— START Dataset section —

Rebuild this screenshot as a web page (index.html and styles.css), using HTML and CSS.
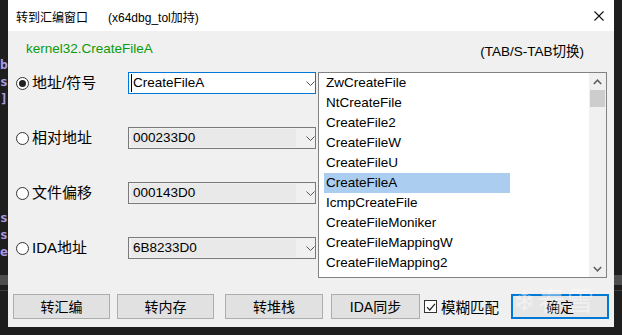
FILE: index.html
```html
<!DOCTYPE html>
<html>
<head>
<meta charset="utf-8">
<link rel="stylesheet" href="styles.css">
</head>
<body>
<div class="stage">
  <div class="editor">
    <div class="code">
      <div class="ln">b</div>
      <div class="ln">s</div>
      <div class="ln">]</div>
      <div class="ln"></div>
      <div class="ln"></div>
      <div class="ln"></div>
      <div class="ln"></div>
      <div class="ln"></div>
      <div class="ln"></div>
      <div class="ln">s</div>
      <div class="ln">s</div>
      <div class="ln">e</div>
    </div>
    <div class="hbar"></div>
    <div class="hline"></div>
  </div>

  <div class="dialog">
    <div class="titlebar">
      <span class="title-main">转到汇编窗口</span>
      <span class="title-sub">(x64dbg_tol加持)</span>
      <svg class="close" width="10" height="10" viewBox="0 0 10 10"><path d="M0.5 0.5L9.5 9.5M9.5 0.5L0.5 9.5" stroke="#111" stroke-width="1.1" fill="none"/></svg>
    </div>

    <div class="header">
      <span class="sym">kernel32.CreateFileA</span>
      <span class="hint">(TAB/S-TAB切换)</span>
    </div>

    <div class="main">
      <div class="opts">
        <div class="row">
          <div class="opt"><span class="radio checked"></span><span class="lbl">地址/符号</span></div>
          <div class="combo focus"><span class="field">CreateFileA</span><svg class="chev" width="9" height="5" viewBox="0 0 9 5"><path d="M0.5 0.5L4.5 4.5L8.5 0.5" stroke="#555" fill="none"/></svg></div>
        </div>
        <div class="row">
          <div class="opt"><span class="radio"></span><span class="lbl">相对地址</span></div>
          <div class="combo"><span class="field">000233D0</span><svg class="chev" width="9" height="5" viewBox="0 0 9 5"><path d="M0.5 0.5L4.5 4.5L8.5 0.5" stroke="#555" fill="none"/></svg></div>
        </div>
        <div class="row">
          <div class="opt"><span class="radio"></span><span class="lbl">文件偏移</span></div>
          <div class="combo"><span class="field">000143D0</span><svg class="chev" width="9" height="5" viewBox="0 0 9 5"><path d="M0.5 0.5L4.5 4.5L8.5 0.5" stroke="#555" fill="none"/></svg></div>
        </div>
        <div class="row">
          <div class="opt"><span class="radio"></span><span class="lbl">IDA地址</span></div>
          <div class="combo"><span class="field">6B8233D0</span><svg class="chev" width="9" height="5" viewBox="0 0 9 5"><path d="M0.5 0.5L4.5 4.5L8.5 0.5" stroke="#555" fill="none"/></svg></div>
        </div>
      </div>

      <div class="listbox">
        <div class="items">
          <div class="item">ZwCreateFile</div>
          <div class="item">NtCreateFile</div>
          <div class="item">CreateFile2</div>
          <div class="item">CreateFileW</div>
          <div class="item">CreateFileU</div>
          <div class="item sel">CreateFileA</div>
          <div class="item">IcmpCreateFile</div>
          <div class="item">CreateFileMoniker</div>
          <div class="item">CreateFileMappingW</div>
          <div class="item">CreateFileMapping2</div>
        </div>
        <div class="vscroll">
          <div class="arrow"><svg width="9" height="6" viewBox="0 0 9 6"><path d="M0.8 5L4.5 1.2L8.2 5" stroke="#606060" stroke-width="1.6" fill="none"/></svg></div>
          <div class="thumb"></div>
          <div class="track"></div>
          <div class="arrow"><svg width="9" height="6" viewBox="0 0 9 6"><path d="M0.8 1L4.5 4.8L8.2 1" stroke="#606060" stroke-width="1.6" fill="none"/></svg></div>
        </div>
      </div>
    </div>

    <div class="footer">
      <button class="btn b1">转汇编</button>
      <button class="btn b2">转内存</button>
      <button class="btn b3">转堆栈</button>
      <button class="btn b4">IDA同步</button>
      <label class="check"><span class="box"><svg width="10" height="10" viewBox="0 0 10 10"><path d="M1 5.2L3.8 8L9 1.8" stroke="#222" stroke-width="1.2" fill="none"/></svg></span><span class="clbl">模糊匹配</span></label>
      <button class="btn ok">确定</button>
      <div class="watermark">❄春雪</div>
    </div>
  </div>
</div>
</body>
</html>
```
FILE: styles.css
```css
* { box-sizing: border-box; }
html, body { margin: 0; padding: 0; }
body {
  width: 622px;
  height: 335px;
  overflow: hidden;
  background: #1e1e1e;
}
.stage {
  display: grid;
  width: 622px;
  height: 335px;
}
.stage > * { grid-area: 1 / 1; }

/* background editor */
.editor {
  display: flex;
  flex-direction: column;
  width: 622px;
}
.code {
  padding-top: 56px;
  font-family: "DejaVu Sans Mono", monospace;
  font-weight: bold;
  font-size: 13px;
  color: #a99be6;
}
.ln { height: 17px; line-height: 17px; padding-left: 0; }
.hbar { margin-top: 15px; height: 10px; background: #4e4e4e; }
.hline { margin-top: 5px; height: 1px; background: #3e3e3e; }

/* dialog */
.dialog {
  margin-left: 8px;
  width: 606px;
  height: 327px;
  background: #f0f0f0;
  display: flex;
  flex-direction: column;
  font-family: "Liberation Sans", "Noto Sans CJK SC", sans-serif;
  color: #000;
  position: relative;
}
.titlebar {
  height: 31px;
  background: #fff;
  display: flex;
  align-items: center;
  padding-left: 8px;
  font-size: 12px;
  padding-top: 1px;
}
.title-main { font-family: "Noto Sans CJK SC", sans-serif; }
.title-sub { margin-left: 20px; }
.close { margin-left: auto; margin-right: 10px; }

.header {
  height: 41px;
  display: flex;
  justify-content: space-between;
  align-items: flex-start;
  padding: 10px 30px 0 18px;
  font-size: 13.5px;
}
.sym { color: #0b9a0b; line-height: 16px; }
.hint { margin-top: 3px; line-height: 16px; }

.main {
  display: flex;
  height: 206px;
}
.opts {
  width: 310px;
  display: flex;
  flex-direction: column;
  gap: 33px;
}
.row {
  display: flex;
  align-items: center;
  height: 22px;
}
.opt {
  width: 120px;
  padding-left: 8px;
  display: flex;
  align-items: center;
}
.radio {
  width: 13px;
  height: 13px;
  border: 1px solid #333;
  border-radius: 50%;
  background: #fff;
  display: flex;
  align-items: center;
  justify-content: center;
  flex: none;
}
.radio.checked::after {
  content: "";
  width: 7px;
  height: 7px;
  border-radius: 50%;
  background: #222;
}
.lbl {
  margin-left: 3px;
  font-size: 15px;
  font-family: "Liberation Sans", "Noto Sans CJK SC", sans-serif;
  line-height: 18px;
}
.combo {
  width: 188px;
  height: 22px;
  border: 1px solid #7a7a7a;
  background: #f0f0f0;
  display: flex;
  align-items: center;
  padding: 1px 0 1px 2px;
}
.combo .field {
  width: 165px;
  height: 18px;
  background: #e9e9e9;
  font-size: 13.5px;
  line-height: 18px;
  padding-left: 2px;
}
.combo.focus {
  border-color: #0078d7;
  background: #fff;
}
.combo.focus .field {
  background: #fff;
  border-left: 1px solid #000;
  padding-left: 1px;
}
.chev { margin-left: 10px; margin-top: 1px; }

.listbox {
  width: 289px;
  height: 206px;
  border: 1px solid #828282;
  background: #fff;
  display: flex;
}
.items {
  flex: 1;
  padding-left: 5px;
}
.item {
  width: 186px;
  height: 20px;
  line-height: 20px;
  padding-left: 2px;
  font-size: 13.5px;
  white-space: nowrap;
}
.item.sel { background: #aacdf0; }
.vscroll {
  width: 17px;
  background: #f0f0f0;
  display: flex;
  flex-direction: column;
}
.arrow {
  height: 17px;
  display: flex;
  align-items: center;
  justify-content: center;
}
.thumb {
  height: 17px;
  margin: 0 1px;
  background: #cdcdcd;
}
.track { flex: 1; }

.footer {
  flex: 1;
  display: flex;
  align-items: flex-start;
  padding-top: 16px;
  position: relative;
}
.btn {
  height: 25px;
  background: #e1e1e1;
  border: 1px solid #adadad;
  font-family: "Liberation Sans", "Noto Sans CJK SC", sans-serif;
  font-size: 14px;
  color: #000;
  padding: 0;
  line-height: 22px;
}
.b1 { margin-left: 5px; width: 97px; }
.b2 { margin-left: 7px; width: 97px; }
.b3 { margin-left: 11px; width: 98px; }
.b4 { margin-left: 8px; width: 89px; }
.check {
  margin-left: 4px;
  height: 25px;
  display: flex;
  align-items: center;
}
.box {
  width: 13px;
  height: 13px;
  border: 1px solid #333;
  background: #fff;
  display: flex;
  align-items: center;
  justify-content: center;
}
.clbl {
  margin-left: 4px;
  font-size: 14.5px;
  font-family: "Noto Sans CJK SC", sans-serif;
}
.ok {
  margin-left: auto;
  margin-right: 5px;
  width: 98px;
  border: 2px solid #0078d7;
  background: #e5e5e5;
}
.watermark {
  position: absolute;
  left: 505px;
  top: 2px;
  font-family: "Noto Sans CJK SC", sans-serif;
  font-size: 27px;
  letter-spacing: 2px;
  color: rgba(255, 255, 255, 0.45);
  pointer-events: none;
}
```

— END Dataset section —

Which lines include the word "index"? List them all.

> _Reply to the task_:
Rebuild this screenshot as a web page (index.html and styles.css), using HTML and CSS.
FILE: index.html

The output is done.